Fig. 121. Domenico Ghirlandaio. St. Jerome. Fresco.—Ognissanti.

He was born in 1449, his father appropriately being a garland-maker for gay Florence. He was trained under Alesso Baldovinetti, but prudently declined to compromise his own bright coloring with the new technic of oil painting. He studied with profit the ornate narratives of Benozzo Gozzoli. One of his earliest frescoes, painted about 1470 in Ognissanti, already reveals the grounds of his later popularity. The vivid portraits of the Vespucci family so crowd about a Madonna of Pity as to make her seem quite secondary.

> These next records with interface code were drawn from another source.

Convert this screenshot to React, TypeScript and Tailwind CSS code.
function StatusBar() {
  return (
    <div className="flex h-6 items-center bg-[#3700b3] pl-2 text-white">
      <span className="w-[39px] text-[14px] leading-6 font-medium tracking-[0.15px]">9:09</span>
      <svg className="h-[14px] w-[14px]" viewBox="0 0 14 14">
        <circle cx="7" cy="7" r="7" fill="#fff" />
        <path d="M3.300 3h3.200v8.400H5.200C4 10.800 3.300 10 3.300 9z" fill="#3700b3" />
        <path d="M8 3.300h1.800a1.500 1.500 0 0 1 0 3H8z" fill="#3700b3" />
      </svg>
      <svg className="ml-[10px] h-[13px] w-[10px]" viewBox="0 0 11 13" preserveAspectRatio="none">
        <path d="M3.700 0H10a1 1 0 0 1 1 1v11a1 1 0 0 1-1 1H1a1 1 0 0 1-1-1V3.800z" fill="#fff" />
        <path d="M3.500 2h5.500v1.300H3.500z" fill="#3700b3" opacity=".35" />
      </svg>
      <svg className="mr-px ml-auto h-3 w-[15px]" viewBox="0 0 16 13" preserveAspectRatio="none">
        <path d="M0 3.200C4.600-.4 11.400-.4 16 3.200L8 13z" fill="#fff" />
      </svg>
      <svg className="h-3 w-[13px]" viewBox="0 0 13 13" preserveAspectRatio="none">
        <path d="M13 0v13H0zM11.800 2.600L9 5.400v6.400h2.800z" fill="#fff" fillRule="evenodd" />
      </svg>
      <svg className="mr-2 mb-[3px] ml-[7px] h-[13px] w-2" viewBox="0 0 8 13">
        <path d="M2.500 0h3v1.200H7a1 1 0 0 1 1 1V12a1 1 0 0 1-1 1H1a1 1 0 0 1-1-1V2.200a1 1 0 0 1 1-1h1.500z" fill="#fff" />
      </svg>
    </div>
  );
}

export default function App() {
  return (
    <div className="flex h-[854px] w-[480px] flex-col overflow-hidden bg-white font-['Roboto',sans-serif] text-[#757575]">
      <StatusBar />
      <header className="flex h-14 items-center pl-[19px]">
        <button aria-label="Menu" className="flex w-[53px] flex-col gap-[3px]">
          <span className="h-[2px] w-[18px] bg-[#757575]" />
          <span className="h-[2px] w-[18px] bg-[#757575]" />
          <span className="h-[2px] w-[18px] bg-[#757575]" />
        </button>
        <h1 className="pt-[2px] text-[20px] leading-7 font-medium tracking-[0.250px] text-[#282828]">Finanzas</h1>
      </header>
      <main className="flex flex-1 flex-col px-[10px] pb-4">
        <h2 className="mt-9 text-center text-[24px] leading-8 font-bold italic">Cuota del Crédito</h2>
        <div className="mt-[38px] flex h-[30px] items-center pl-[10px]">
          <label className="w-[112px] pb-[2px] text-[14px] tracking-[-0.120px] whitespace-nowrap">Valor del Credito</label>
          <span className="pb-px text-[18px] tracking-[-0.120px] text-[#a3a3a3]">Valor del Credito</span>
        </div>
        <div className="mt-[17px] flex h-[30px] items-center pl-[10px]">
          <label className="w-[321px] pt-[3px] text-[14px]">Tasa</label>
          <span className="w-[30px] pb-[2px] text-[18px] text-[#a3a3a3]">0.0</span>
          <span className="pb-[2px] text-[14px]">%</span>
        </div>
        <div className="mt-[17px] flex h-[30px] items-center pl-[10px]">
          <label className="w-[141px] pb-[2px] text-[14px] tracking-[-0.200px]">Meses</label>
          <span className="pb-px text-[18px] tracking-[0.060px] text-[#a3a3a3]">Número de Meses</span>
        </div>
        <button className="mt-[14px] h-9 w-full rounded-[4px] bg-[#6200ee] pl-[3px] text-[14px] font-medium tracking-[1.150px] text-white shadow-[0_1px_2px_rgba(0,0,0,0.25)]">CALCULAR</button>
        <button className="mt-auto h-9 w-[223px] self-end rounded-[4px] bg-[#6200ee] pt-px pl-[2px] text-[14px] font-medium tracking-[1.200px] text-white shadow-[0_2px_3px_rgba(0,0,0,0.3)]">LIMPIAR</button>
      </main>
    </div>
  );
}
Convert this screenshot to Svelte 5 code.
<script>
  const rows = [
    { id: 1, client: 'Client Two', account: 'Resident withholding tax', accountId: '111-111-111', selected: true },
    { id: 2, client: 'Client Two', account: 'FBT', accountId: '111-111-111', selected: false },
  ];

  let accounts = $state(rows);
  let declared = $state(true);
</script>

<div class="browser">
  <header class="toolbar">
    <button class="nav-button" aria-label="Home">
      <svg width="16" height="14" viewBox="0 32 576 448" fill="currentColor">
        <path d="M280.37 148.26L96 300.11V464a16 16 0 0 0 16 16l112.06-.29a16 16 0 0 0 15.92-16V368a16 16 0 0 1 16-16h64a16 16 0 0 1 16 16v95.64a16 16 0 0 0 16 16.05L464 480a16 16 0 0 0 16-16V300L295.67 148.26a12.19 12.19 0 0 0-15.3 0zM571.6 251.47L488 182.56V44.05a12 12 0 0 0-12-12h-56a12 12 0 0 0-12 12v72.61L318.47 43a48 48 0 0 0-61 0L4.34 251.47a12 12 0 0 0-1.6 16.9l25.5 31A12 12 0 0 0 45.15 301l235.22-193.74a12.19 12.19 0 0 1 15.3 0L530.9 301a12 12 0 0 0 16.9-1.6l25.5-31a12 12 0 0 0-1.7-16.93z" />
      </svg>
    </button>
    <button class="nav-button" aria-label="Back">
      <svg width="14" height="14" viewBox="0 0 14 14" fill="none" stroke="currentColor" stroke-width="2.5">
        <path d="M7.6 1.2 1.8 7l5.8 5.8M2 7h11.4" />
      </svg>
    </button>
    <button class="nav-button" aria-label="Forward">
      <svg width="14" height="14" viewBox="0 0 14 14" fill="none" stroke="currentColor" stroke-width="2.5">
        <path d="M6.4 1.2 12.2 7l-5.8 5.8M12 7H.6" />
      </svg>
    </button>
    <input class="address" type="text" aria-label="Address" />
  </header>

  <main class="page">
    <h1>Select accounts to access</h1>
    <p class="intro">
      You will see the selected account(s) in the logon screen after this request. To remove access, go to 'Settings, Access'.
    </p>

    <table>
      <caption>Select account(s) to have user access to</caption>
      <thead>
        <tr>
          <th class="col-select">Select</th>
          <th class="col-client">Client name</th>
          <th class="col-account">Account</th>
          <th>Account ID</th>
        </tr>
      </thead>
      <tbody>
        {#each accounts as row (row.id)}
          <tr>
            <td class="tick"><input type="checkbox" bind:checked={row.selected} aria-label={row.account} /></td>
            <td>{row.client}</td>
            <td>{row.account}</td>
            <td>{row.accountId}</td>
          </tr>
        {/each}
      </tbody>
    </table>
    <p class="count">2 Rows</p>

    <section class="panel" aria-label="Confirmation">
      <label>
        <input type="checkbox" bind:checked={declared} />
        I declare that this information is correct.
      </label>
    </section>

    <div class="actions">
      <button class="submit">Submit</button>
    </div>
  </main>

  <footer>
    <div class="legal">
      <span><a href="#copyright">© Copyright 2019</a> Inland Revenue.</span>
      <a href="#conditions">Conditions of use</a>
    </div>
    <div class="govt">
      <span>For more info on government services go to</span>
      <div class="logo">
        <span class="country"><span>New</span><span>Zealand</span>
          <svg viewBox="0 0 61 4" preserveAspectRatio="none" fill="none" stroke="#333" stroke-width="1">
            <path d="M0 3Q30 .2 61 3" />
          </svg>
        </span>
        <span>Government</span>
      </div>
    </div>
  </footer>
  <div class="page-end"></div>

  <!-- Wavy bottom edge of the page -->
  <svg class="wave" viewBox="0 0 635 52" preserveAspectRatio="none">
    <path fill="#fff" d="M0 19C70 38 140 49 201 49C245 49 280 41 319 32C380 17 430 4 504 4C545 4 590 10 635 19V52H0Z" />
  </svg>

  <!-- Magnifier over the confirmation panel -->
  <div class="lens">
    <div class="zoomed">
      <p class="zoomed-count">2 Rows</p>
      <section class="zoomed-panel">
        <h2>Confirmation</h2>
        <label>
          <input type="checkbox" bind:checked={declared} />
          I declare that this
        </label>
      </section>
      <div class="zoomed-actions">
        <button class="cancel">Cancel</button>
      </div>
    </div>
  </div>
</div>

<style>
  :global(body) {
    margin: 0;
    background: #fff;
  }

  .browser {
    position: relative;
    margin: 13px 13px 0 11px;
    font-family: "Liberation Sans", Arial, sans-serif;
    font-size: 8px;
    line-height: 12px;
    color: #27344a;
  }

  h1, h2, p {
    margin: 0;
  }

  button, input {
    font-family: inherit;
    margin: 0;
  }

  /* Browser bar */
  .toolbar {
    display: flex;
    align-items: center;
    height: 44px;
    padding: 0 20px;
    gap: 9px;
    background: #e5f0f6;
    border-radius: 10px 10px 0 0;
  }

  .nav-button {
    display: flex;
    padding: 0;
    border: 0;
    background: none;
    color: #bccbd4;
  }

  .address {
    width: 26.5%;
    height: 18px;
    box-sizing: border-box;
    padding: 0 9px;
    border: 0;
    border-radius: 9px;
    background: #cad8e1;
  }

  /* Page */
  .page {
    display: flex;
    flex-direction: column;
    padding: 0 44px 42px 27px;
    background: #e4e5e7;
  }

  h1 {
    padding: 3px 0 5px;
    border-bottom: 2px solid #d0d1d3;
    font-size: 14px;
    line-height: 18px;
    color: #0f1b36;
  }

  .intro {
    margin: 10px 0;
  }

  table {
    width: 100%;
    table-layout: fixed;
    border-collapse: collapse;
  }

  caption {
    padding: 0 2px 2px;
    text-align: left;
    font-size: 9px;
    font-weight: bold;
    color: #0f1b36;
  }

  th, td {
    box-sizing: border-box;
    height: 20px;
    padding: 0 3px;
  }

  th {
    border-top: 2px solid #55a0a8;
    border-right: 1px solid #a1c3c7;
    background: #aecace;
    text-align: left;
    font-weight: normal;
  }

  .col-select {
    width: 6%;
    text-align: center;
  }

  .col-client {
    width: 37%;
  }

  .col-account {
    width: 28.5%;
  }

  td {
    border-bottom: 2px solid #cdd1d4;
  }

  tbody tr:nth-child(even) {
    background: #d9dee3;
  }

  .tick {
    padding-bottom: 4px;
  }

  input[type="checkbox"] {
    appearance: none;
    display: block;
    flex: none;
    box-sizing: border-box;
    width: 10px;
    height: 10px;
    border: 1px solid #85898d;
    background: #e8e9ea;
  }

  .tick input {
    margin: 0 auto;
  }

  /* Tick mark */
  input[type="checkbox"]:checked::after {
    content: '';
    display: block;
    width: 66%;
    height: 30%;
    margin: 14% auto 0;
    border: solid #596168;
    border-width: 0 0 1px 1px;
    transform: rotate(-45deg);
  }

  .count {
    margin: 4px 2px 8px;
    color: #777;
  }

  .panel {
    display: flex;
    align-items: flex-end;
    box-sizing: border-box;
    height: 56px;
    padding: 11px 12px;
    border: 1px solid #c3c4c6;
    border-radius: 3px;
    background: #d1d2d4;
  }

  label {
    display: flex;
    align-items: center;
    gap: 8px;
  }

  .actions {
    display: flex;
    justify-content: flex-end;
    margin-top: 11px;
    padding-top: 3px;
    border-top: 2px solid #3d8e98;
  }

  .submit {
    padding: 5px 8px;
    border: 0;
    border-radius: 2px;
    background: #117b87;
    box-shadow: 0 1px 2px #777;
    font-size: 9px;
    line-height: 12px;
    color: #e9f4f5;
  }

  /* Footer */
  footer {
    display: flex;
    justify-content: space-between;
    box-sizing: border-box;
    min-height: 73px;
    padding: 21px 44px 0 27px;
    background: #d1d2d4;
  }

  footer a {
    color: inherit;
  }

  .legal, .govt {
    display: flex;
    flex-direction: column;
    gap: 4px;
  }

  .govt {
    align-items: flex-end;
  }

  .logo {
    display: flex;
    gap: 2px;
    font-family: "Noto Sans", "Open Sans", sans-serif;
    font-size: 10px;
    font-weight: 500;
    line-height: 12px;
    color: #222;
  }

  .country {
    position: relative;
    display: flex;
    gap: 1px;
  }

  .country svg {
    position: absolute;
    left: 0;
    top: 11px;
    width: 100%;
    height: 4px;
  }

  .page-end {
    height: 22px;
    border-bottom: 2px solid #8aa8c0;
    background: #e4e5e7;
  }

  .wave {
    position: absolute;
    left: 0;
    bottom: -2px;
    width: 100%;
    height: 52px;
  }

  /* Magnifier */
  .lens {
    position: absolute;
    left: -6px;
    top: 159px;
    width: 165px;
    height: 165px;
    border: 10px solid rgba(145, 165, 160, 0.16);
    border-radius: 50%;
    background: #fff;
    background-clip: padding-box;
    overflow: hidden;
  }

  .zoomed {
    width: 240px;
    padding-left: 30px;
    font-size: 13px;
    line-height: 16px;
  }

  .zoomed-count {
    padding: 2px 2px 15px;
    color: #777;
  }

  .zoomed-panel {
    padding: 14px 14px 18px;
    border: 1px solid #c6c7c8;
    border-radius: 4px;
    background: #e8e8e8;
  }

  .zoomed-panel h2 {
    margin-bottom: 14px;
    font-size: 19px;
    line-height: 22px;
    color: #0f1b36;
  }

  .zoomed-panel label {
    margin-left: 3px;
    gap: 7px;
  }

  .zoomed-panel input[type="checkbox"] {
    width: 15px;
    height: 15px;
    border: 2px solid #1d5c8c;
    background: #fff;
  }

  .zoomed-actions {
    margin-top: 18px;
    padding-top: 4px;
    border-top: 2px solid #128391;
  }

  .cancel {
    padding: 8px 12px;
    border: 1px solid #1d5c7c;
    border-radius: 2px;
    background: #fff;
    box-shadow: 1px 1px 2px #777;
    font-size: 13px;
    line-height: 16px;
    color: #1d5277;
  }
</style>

Somewhat later he painted the legend of Santa Fina at San Gimignano. Here Gozzoli’s simpler vein is imitated, and the effect has a rusticity befitting the theme. Soon the bottega at Florence flourished mightily. There were two younger brothers to help, and all commissions were executed with businesslike dispatch. About 1480 we find him once more painting for the Church of Ognissanti. His St. Jerome there, Figure [121], is a beautifully groomed old prelate in a wonderfully kept study. The Saint is caught in an interval of work, searching perhaps for the right Latin word to render the Hebrew text before him. He is grave and not too stern. The colors are vivid without much regard for harmony. Very little of the fire of the missionary who declined to subject the mysteries of God to the rules of the grammarian Donatus is suggested. One has only to look at Botticelli’s St. Augustine, opposite in the church, agonized by the burden of thought, to realize that Ghirlandaio has cared nothing for the psychology of his theme, but has given us any comfortable old Florentine scholar placidly occupied in his scriptorium.

Fig. 122. Ghirlandaio. The Last Supper. Fresco.—Refectory, Ognissanti.

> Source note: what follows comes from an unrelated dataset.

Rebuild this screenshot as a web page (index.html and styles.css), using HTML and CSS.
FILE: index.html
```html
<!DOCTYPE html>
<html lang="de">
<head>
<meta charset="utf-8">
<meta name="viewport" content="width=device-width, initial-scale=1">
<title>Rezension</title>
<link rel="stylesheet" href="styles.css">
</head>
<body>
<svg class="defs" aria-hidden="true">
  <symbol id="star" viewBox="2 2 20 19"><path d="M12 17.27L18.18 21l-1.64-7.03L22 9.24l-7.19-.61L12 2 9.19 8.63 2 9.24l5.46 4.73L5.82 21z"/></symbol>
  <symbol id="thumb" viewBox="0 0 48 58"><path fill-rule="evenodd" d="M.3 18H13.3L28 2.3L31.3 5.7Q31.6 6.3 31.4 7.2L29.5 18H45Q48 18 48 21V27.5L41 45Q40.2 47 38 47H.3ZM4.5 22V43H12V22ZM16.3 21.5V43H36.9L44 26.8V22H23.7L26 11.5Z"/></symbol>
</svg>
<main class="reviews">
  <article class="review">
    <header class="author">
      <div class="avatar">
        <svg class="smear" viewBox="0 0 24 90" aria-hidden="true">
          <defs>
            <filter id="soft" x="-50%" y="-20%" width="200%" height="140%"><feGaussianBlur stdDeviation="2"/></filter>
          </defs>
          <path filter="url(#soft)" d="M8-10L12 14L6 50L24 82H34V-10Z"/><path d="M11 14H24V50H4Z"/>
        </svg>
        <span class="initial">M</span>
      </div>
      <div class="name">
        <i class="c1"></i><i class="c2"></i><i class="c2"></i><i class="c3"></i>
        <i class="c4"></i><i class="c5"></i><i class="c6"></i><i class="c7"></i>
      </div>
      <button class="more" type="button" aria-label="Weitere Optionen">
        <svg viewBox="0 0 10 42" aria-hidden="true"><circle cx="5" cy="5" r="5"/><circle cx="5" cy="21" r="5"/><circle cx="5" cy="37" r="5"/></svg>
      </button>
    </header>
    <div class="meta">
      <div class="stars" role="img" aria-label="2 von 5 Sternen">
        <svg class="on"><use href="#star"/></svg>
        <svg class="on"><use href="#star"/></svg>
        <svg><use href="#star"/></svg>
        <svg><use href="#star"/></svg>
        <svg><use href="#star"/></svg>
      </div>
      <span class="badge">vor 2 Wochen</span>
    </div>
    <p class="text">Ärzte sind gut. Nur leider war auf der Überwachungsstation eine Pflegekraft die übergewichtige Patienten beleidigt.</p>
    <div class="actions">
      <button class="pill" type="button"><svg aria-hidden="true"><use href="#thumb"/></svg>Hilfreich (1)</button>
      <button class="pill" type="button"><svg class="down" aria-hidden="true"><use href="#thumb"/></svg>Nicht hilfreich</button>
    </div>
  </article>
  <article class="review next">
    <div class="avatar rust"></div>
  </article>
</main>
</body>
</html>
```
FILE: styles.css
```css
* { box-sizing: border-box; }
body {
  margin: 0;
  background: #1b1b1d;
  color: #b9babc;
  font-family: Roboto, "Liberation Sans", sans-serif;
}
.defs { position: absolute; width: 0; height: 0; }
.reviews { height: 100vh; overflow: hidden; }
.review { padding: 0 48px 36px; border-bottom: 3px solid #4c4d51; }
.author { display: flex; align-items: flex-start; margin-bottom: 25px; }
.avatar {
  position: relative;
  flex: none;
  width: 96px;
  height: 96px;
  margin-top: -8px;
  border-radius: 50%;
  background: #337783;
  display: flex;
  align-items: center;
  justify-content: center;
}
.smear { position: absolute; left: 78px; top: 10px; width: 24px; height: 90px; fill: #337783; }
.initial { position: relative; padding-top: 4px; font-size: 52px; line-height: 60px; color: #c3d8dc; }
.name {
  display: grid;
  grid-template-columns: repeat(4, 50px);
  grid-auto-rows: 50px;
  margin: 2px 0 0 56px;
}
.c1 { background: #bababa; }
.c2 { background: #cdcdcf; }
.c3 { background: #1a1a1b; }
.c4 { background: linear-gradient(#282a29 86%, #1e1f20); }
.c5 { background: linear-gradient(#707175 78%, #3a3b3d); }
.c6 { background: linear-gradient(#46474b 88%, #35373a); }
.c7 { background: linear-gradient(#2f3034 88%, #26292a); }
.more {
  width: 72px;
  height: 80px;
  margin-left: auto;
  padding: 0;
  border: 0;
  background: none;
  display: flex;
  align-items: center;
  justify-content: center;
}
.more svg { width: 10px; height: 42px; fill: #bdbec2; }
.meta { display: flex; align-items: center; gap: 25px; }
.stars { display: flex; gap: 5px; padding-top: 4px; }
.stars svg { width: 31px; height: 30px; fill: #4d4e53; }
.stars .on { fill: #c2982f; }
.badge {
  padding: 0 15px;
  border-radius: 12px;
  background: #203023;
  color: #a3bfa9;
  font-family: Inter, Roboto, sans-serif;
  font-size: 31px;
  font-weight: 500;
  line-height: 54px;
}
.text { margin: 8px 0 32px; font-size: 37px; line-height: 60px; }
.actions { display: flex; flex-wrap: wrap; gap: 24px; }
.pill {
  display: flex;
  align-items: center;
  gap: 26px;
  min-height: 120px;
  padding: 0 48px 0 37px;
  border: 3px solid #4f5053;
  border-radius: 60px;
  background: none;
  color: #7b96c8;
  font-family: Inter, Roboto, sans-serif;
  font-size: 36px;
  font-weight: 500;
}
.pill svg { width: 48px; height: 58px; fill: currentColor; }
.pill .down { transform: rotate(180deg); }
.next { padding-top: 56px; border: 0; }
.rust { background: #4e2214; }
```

A similar lack of emotional content mars the otherwise delightful Last Supper, Figure [122], which was painted that same year for the refectory of Ognissanti. Pathos, not to say tragedy, is carefully kept out of the most solemn of scenes. The eye is likely to go first to the tree-tops and flying birds seen above the screen, then it becomes vaguely aware of a gentle company quietly feasting. Except for a faint trace of classicism in the costumes, it could be any governing board of any religious confraternity of the day, decorously enjoying its annual dinner. The qualities and defects of Ghirlandaio are fully apparent in this fresco—his lucidity and sweetness, his emotional nullity.

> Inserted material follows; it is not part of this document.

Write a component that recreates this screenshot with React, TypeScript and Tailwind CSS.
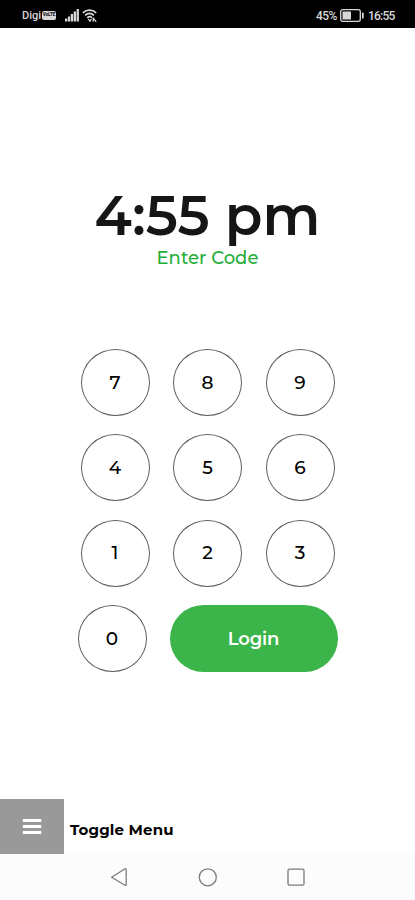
import React from 'react';

const KEY_ROWS = [
    ['7', '8', '9'],
    ['4', '5', '6'],
    ['1', '2', '3']
];

const KeyButton: React.FC<{ label: string }> = ({ label }) => (
    <button className="flex h-[67px] w-[69px] items-center justify-center rounded-[50%] border border-[#5c5c5c] text-[18.5px] font-medium text-black">
        {label}
    </button>
);

const StatusBar: React.FC = () => (
    <header className="flex h-7 shrink-0 items-center justify-between bg-black pt-[3px] pr-[20px] pl-[22px] font-['Roboto',sans-serif] text-[#d8d8d8]">
        <div className="flex items-center">
            <span className="w-[20px] text-[11px] leading-none font-medium">Digi</span>
            <span className="flex h-[9px] w-[14px] items-center justify-center rounded-[2px] bg-[#d8d8d8] text-[4.5px] leading-none font-bold text-black">
                VoLTE
            </span>
            <svg className="ml-[9px]" width="14" height="13" viewBox="0 0 14 13" fill="currentColor">
                <rect x="0" y="9.5" width="2.3" height="3" />
                <rect x="2.9" y="7.5" width="2.3" height="5" />
                <rect x="5.8" y="5" width="2.3" height="7.5" />
                <rect x="8.7" y="2.5" width="2.3" height="10" />
                <rect x="11.6" y="0" width="2.3" height="12.5" />
            </svg>
            <svg className="ml-[3px]" width="16" height="14" viewBox="0 0 16 14" fill="none" stroke="currentColor" strokeWidth="1.7">
                <path d="M.8 3.8C4.8.2 10.2.2 14.2 3.8" />
                <path d="M3 6.4c2.8-2.4 6.2-2.4 9 0" />
                <path d="M5.2 8.8c1.5-1.3 3.4-1.3 4.8 0" />
                <path d="M6.2 9.8 8 12.2l1.4-2M11 8.6l3.2 4.2M11.2 12.8v-3.6" strokeWidth="1.2" />
            </svg>
        </div>
        <div className="flex items-center">
            <span className="w-[23px] text-[12px] leading-none font-medium tracking-[-0.6px]">45%</span>
            <svg className="ml-px" width="24" height="13" viewBox="0 0 24 13" fill="none">
                <rect x="0.7" y="0.7" width="19.6" height="11.6" rx="2" stroke="currentColor" strokeWidth="1.3" />
                <rect x="2.5" y="2.5" width="8.5" height="8" fill="currentColor" />
                <rect x="22" y="3.5" width="1.7" height="6" rx="0.6" fill="currentColor" />
            </svg>
            <span className="ml-[4px] w-[27px] text-[12px] leading-none font-medium tracking-[-0.8px]">16:55</span>
        </div>
    </header>
);

const Keypad: React.FC = () => (
    <div className="mt-[79px] flex flex-col items-center gap-[18.3px]">
        {KEY_ROWS.map((row) => (
            <div key={row[0]} className="flex gap-[23.5px]">
                {row.map((label) => (
                    <KeyButton key={label} label={label} />
                ))}
            </div>
        ))}
        <div className="flex gap-[23px]">
            <KeyButton label="0" />
            <button className="flex h-[67px] w-[168px] items-center justify-center rounded-full bg-[#3bb54a] pt-[2px] text-[18px] font-semibold tracking-[-0.2px] text-white">
                Login
            </button>
        </div>
    </div>
);

const NavigationBar: React.FC = () => (
    <nav className="flex h-[46px] shrink-0 items-center justify-center gap-[70px] bg-[#fcfcfc] text-[#7b7b7b]">
        <svg width="18" height="20" viewBox="0 0 18 20" fill="none" stroke="currentColor" strokeWidth="1.3" strokeLinejoin="round">
            <path d="M1.6 10.2 14.6 2q1.6-.8 1.6 1v14q0 1.8-1.6 1L1.6 10.2Z" />
        </svg>
        <svg width="19" height="20" viewBox="0 0 19 20" fill="none" stroke="currentColor" strokeWidth="1.3">
            <circle cx="9.8" cy="10.3" r="8.5" />
        </svg>
        <svg width="18" height="20" viewBox="0 0 18 20" fill="none" stroke="currentColor" strokeWidth="1.3">
            <rect x="1" y="2.2" width="16" height="16" rx="1.5" />
        </svg>
    </nav>
);

const App: React.FC = () => {
    return (
        <div className="flex h-[900px] w-[415px] flex-col overflow-hidden bg-white font-['Montserrat','Inter',sans-serif]">
            <StatusBar />

            <main className="flex flex-1 flex-col items-center pt-[159px]">
                <h1 className="h-[59px] text-[55px] leading-[58px] font-semibold whitespace-nowrap text-[#161616]">4:55 pm</h1>
                <p className="h-[24px] text-[18px] leading-[24px] font-medium whitespace-nowrap text-[#25ae38]">Enter Code</p>
                <Keypad />
            </main>

            <div className="flex h-[55px] shrink-0 items-center">
                <button className="flex h-full w-16 items-center justify-center bg-[#999999]">
                    <svg width="20" height="18" viewBox="0 0 20 18" fill="white">
                        <rect x="0.8" y="1" width="18.5" height="3" rx="0.6" />
                        <rect x="0.8" y="7" width="18.5" height="3" rx="0.6" />
                        <rect x="0.8" y="13" width="18.5" height="3" rx="0.6" />
                    </svg>
                </button>
                <span className="ml-[6px] pt-[7px] text-[15px] leading-5 font-bold tracking-[0.15px] text-black">Toggle Menu</span>
            </div>
            <NavigationBar />
        </div>
    );
};

export default App;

The next year, 1481, Ghirlandaio painted in the Sistine Chapel at Rome Christ Calling Peter and Andrew. We have already considered this his nearest approach to monumental design. Shortly before the Roman trip he married, and when his wife Costanza died, after a decent interval, he repeated the adventure. The two wedlocks were blessed by nine children of whom one, Ridolfo, was to become in turn a notable painter. Such fecundity was worthy of the man who once sighed for a commission to fresco the seven-mile circuit of the walls of Florence. On his return from Rome Ghirlandaio decorated the great hall of the Palace of the Priors, and from now on merely a list of his commissions and patrons would be a blue book of the old aristocracy and new wealth of Florence.